**SHORT TASK:**
Report how many lines of the listing below include the word "this". Give nothing but the number.
_ _ _ _ _
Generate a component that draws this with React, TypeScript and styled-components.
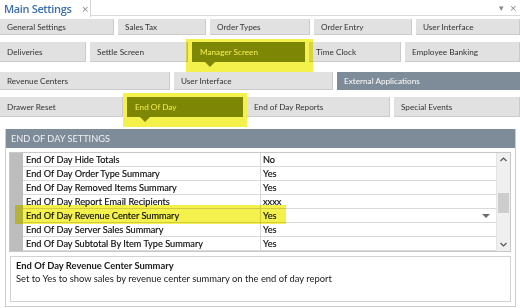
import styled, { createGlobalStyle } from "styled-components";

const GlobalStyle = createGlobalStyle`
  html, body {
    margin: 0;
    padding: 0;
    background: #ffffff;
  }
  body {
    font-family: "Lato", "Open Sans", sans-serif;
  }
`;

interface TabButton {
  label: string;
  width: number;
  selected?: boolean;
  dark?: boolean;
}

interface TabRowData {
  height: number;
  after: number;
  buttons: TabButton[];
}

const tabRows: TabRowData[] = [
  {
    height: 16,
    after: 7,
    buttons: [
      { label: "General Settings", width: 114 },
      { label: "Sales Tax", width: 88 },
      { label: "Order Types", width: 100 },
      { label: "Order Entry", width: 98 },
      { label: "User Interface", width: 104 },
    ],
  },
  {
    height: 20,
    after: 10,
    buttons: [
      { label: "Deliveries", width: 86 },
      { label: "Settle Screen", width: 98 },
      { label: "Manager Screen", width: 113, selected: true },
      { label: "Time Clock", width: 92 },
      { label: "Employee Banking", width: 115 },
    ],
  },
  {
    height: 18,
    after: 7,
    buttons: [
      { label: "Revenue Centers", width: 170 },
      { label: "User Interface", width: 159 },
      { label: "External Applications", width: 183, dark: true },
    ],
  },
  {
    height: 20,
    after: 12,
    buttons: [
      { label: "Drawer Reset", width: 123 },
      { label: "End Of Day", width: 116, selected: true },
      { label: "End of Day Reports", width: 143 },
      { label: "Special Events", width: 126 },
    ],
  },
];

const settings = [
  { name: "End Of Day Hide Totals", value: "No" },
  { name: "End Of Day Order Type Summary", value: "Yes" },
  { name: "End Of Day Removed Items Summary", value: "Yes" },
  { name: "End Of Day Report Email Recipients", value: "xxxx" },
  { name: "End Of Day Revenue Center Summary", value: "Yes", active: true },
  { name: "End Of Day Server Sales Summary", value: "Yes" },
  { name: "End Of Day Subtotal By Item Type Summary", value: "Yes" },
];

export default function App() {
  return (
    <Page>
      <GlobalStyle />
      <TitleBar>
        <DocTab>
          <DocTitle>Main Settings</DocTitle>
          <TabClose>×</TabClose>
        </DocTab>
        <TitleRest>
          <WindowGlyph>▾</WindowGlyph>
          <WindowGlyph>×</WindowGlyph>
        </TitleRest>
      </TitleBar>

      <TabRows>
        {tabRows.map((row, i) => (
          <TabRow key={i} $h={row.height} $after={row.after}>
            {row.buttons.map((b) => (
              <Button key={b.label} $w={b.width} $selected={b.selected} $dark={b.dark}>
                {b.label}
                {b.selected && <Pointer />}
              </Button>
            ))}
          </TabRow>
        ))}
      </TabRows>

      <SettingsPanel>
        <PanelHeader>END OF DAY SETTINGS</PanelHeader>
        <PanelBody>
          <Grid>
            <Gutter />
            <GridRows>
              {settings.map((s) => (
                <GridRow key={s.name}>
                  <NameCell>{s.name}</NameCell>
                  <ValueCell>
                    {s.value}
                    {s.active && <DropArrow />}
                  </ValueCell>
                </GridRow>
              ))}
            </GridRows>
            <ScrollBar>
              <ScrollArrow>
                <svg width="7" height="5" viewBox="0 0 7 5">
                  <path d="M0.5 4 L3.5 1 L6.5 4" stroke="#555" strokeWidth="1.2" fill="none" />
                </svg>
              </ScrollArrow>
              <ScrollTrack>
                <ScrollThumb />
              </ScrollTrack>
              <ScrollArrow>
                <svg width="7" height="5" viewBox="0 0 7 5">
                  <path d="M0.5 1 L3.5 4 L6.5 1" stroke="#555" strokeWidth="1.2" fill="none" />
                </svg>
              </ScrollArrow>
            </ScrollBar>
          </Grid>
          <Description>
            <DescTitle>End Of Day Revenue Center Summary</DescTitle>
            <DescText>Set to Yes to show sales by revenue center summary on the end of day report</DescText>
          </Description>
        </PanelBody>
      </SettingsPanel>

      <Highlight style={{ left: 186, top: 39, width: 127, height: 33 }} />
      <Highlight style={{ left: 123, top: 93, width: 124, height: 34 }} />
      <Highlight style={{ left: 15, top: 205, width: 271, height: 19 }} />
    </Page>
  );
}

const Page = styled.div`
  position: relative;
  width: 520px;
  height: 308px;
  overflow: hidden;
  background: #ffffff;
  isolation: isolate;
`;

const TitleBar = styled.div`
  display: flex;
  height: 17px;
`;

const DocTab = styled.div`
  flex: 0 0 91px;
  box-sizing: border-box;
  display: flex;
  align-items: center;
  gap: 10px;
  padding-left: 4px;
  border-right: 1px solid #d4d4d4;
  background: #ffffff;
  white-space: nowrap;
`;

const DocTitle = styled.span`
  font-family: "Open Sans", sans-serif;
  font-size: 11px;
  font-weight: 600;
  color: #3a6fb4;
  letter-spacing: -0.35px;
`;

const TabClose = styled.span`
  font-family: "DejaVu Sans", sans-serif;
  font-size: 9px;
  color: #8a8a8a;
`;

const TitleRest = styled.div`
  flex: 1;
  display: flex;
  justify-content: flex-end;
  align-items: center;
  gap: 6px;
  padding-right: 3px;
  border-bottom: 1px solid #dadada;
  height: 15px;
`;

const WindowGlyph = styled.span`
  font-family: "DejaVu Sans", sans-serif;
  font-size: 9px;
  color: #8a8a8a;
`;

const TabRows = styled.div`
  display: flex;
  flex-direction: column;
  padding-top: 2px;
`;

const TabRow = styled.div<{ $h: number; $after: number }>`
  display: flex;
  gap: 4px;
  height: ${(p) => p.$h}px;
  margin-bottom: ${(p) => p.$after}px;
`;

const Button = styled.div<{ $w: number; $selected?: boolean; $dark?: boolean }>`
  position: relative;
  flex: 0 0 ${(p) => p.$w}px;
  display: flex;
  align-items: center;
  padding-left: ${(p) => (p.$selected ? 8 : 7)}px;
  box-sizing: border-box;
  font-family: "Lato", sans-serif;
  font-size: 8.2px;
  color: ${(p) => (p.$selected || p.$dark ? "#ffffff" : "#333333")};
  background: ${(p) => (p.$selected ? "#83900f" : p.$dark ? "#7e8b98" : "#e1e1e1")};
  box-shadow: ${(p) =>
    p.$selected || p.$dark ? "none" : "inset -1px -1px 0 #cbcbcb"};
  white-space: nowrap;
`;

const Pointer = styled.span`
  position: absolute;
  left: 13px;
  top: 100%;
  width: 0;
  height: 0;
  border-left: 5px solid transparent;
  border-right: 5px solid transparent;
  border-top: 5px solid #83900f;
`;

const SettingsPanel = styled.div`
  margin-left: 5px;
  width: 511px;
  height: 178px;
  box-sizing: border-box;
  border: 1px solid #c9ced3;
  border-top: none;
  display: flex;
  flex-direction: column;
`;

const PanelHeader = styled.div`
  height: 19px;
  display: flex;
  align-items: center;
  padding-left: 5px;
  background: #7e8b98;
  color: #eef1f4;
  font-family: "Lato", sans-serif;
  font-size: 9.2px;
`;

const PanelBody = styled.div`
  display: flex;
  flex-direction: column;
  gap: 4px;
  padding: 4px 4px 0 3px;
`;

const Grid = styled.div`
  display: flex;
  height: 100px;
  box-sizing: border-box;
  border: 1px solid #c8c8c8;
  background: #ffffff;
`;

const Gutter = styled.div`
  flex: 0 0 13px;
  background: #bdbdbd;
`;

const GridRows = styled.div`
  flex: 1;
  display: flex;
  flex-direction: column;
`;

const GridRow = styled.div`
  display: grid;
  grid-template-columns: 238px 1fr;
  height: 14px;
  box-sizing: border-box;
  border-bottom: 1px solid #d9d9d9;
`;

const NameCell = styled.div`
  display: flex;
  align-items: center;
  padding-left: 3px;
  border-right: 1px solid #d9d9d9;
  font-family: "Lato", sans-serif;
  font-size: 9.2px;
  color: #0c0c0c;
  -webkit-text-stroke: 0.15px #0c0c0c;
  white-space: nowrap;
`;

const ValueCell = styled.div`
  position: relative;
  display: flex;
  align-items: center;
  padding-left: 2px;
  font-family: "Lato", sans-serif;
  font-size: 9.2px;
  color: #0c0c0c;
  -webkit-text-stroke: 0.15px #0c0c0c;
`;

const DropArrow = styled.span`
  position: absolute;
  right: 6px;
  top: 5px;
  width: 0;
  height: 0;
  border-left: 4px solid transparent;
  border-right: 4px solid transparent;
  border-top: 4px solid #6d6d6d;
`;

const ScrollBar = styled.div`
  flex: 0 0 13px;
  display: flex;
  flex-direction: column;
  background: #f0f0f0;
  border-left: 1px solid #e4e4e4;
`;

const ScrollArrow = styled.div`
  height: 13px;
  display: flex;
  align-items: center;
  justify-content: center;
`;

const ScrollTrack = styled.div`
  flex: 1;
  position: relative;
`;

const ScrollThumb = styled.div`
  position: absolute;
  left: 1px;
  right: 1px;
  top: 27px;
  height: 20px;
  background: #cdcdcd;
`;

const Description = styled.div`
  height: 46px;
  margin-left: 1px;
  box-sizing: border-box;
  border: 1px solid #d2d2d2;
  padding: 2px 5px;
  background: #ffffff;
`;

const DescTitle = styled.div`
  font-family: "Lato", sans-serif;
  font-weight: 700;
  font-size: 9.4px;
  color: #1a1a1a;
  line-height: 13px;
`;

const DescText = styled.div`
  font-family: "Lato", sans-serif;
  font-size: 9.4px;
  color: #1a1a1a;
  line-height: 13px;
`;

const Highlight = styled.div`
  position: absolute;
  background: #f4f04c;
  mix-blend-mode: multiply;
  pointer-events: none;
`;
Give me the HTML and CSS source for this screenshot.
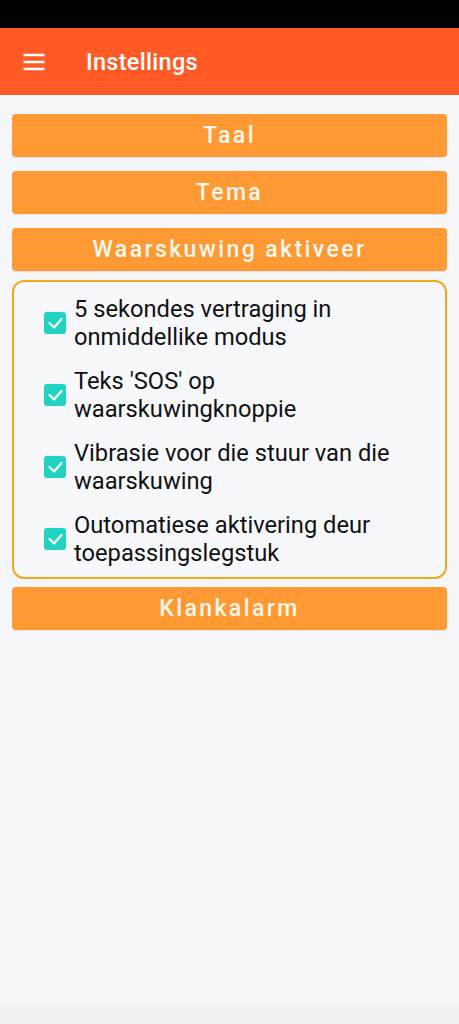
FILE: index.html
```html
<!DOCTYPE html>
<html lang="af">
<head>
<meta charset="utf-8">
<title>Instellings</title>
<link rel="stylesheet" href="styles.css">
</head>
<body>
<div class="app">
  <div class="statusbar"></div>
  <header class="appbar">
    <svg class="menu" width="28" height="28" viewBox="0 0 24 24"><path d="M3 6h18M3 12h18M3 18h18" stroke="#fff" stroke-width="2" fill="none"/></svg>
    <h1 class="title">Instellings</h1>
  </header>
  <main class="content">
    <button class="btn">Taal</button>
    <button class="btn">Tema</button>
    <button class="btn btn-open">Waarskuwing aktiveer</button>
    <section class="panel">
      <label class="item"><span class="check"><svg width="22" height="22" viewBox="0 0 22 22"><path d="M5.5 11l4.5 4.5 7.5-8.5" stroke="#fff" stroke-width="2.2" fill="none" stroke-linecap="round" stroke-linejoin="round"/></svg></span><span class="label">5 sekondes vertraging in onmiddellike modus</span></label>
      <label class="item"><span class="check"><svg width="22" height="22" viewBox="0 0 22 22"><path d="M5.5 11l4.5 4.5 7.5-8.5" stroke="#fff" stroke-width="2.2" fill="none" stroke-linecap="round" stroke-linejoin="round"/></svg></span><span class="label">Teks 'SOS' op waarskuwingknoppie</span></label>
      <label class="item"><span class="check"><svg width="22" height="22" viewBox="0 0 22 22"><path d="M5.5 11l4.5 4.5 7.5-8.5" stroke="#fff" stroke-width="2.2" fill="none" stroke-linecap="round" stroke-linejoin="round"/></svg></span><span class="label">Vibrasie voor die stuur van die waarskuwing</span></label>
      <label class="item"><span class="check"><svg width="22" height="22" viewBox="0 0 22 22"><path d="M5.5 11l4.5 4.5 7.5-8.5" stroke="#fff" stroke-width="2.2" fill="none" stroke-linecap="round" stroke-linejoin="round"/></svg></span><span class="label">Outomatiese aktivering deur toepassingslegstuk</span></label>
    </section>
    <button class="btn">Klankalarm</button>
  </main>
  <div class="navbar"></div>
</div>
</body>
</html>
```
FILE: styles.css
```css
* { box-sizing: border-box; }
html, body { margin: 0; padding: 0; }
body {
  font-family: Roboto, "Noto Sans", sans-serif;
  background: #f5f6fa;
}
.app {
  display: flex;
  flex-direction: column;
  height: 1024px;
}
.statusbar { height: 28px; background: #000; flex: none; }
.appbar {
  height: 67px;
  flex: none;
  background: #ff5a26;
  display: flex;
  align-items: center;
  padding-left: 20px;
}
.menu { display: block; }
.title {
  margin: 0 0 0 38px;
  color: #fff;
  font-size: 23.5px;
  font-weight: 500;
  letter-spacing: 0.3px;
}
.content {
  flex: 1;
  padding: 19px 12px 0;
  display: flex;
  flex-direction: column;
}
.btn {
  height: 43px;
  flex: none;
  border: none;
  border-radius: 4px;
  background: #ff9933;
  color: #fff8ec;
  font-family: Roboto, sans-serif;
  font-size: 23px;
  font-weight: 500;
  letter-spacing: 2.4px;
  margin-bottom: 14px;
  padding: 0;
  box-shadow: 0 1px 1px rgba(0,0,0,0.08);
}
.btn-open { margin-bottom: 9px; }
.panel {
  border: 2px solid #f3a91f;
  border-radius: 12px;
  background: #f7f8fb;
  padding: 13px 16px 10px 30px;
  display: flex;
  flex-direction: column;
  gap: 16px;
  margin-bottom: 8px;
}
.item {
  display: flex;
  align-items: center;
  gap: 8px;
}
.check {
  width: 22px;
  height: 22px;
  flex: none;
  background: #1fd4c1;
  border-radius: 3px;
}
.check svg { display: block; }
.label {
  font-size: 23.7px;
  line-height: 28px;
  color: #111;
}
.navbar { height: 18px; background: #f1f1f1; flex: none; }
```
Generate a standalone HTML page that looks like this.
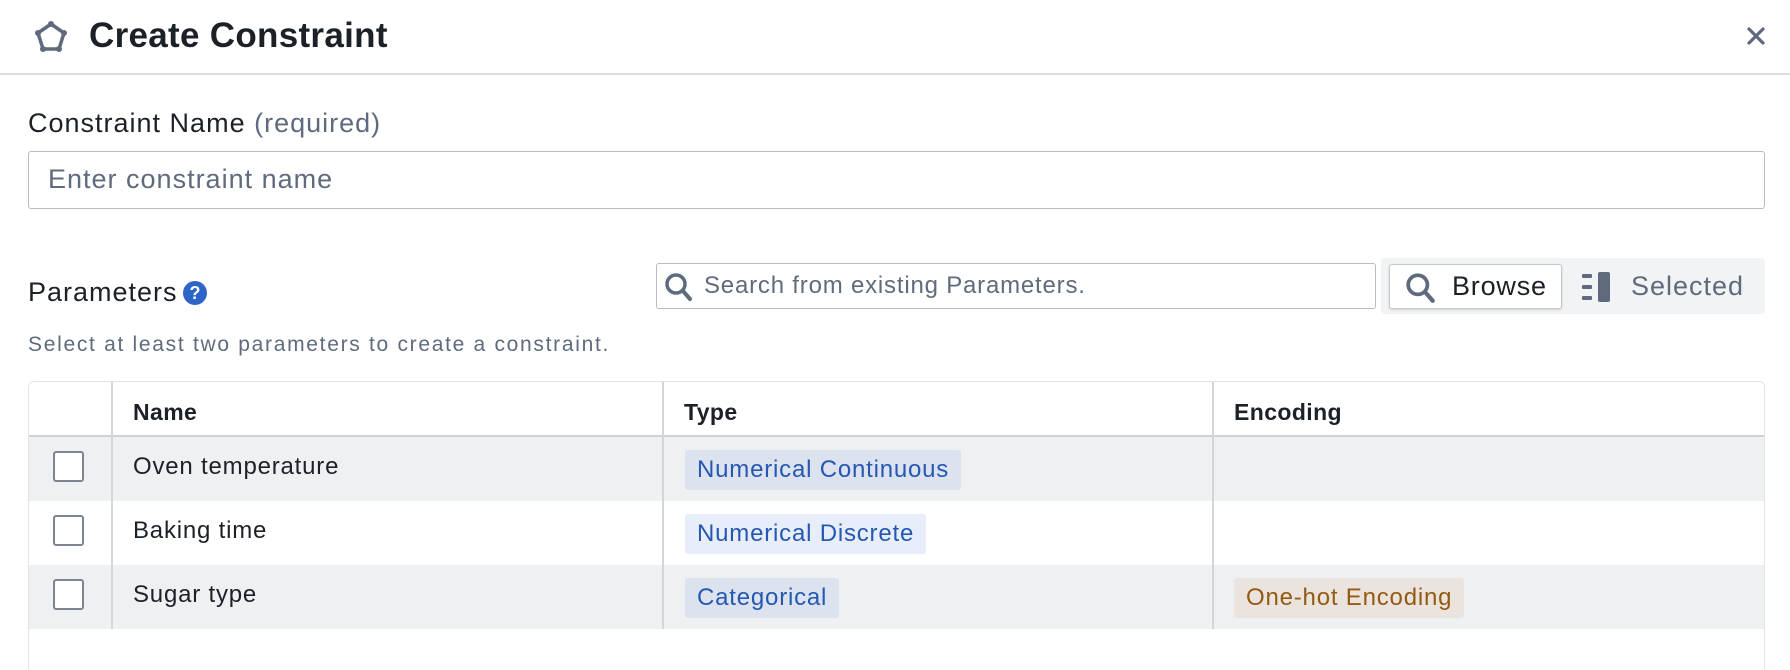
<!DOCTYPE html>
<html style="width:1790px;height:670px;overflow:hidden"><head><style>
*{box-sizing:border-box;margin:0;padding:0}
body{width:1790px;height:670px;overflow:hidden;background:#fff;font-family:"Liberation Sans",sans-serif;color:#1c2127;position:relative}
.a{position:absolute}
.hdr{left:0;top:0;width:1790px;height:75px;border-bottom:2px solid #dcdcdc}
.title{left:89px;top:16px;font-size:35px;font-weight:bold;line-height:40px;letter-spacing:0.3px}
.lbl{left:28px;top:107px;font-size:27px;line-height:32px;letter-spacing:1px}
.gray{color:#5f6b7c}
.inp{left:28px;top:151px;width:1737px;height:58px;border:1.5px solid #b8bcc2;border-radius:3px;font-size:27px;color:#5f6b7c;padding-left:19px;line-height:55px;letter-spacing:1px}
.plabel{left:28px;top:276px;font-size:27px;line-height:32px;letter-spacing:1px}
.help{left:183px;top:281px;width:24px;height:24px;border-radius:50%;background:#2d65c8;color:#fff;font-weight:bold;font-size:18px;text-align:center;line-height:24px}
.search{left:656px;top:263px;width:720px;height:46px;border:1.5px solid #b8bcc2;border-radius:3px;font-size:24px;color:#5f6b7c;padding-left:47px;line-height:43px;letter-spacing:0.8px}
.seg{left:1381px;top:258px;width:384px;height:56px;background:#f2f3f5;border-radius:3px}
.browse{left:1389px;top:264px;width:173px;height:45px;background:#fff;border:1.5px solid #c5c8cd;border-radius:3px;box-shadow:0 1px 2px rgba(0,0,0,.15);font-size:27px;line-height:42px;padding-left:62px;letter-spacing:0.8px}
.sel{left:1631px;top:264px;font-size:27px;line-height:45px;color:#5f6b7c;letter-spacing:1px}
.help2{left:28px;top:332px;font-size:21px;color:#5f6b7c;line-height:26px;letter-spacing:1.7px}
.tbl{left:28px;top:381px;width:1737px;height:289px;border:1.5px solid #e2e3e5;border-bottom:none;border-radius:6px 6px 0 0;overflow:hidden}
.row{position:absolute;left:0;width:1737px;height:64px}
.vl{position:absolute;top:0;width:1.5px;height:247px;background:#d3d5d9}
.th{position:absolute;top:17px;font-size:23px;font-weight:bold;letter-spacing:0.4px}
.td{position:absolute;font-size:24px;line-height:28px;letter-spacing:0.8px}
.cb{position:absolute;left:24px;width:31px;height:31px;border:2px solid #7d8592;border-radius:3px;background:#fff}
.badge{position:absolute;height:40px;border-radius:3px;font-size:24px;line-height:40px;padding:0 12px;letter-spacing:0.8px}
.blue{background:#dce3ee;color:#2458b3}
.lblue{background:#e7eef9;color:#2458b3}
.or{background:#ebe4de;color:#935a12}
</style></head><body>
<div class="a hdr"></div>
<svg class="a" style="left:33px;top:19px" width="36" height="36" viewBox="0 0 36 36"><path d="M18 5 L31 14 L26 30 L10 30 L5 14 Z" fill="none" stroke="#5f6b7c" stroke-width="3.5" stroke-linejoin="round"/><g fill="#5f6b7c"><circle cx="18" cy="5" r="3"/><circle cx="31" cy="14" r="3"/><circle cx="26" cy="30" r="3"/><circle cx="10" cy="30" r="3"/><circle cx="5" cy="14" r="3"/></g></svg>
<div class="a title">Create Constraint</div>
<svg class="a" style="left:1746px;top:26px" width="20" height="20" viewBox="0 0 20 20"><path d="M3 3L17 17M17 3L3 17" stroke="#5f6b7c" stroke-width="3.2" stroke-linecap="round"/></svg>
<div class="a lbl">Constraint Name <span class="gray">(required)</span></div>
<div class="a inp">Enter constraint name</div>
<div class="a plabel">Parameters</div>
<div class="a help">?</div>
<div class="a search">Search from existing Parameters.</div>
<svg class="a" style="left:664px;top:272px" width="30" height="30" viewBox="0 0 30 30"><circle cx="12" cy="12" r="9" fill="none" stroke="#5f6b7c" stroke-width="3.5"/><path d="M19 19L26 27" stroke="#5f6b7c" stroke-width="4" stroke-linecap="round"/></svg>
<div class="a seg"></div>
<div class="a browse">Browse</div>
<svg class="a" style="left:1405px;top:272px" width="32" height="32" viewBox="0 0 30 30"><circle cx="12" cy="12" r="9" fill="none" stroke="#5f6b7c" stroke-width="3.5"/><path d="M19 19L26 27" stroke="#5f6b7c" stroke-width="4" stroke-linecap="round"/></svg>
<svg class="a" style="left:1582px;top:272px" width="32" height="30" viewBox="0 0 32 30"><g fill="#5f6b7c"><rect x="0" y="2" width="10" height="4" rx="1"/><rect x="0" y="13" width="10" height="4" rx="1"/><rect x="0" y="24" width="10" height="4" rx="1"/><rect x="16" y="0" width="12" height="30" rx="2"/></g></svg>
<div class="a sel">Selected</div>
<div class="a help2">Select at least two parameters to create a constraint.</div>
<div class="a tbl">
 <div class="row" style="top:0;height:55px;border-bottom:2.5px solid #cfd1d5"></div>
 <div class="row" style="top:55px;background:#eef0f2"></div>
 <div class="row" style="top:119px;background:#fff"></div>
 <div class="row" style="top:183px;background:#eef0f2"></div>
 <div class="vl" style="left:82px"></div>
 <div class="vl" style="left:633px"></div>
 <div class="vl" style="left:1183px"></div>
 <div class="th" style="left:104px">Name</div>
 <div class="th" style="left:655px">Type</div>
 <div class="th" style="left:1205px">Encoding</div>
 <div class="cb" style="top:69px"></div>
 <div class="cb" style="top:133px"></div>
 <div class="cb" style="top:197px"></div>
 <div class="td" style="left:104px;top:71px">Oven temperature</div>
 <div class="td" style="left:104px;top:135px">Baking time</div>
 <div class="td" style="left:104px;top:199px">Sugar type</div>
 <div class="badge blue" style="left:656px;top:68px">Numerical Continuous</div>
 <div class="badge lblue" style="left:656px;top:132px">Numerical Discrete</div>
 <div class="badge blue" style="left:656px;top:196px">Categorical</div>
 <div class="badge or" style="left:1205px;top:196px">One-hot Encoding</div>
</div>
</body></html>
_ _ _ _ _
**TASK OUTPUT:**
3